As she is set to drop her next EP, Human, we sit down with YouTube breakout star, Dodie Clark.

Dodie Clark is talking me through the stage of heartache where you start to feel like a “piece of jelly”. It’s a particularly fitting description that she’s used. Honest, slightly whimsical and extremely relatable, her choice of words conveys an easy charm that’s much like Clark’s own appeal as a musician.

She’s talking about the inspiration behind ‘If I’m Being Honest’, one of the songs from her latest EP, Human.  “I had a crush on someone and I turned into an absolute mess,” she tells me, laughing in spite of herself. “I just felt like a pathetic jelly. I was like, ‘Could they like this back? Could they like this pathetic piece of jelly?’ I had to explore that feeling, so I started writing it down and it kind of just came out of me.”

Calling from her bed with the soft-spoken fragility of someone who’s just got back from a round trip to Los Angeles and New York, it’s moments like this where you can catch a glimpse of the YouTube of ten years ago, when it was a platform, as Clark puts it, for “outcast kids.” “It was a place where people could go and make their own things,” she continues. “It’s definitely become a lot more mainstream.”

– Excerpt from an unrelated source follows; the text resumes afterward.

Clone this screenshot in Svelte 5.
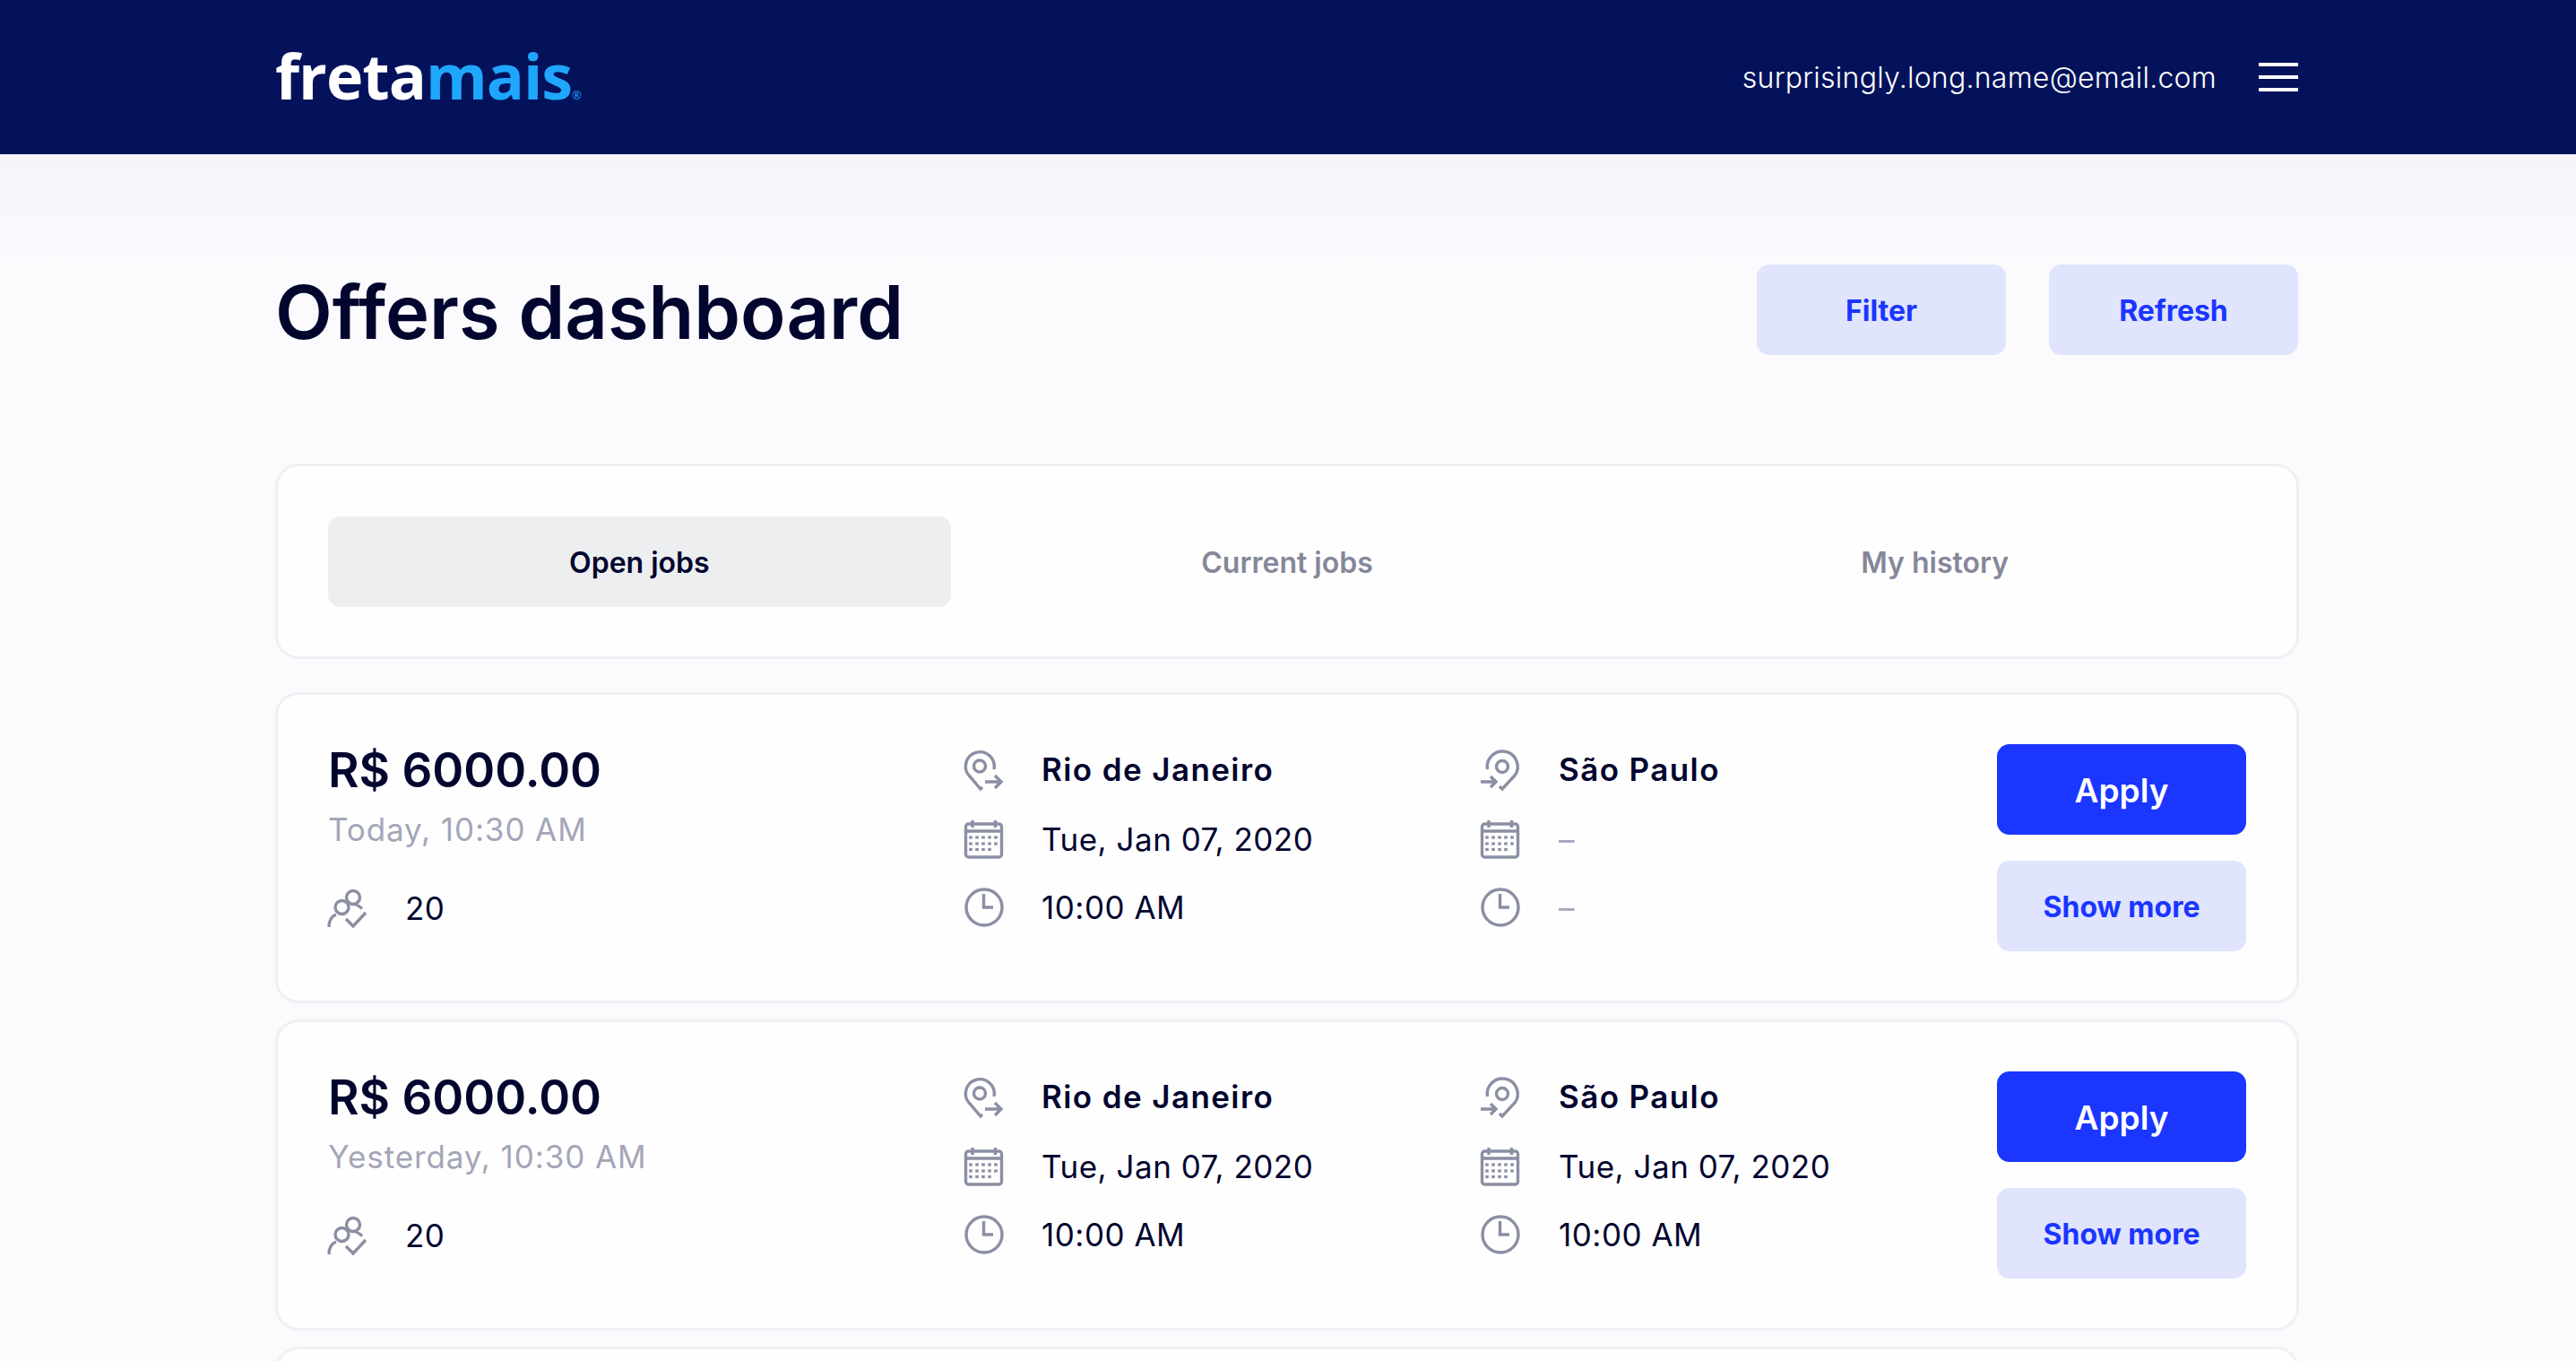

In truth, “mainstream” is perhaps a bit of an understatement. Whereas YouTube was once a destination for the unknown complainers, gamers and makeup-gurus to share a part of their world in relative anonymity, it has quickly burgeoned into a platform that supports the DIY artist and the fully fledged celebrity equally. In 2019, it seems, vlogging is as much for Zoella as it is for Will Smith, both of whom will invite you to watch their respective Christmases or Valentine’s mini break.

Clark’s channel is less about the vlog and more about the music, although she does have a channel called doddlevloggle for confessional-style videos. doddleoddle, however, is her primary outlet which she founded in 2011, around the age of 16. “I was watching a lot of people and I really wanted to start uploading myself,” she says. “I was also writing a lot of songs, so I decided to put one online… it got no views at all!”

Views finally started to flock when Clark won a competition to cover a song by a another group on the platform. “They gave me a shout out on their channel and it kind of just built from there,” she adds casually, apparently unfazed by her current list of 1.7m subscribers. But I soon come to realise that this attitude isn’t nonchalance, but more so a general disinterest in stardom.

“I used to see fame in what I guess was a very black and white way,” she says, expanding on this. “I thought that you either had it or you didn’t. But along the way I’ve realised that if you just have a handful of people who watch you it’s rewarding enough.”

But to what extent are her fans supposed to watch? With a further million followers on both Instagram and Twitter, Clark’s place on the internet is under surveillance from every angle. And working out how much or how little to share online, she says, is a continual challenge.

“At first I was very open most of the time, but as the internet has changed and as I’ve changed, I’ve learned that it’s good to have some boundaries,” she explains. “I judge it by wondering if something could help people and whether it would be a good thing to put out into the world. I always say to my friends who are also online, ‘If you poke at it in yourself and it hurts then maybe don’t put it out there.’ I think it’s just a natural instinct that I’ve built up.”

Yet, somewhat ironically, Clark’s internet following has pushed her presence from the virtual world into the real one. You, her last EP, charted at number six in the UK album charts, and she’ll soon commence her European tour which includes a date at London’s Roundhouse that sold out five months in advance. “It feels good to be able to step outside of the world that I’ve known, but it feels frightening too,” she confesses.

But Clark’s reason for making music will always be driven by how she can help her fans, whether that’s by way of a musical announcement of her bisexuality, or educating her viewers about Depersonalisation Disorder, a condition that she suffers from herself. “I guess,” she begins, pausing before making a quick apology for the reference to the title of her third EP that’s about to follow, “I just want to be seen as ‘Human’. I think that’s the overall message of my songs. Saying that you’re human is very forgiving. I want to put it out there that I do have feelings.”

And that’s how she signs off. Not quite a vlogger, definitely not a “piece of jelly”, but as a normal, 23-year-old human who’s next task for the day is cleaning her room.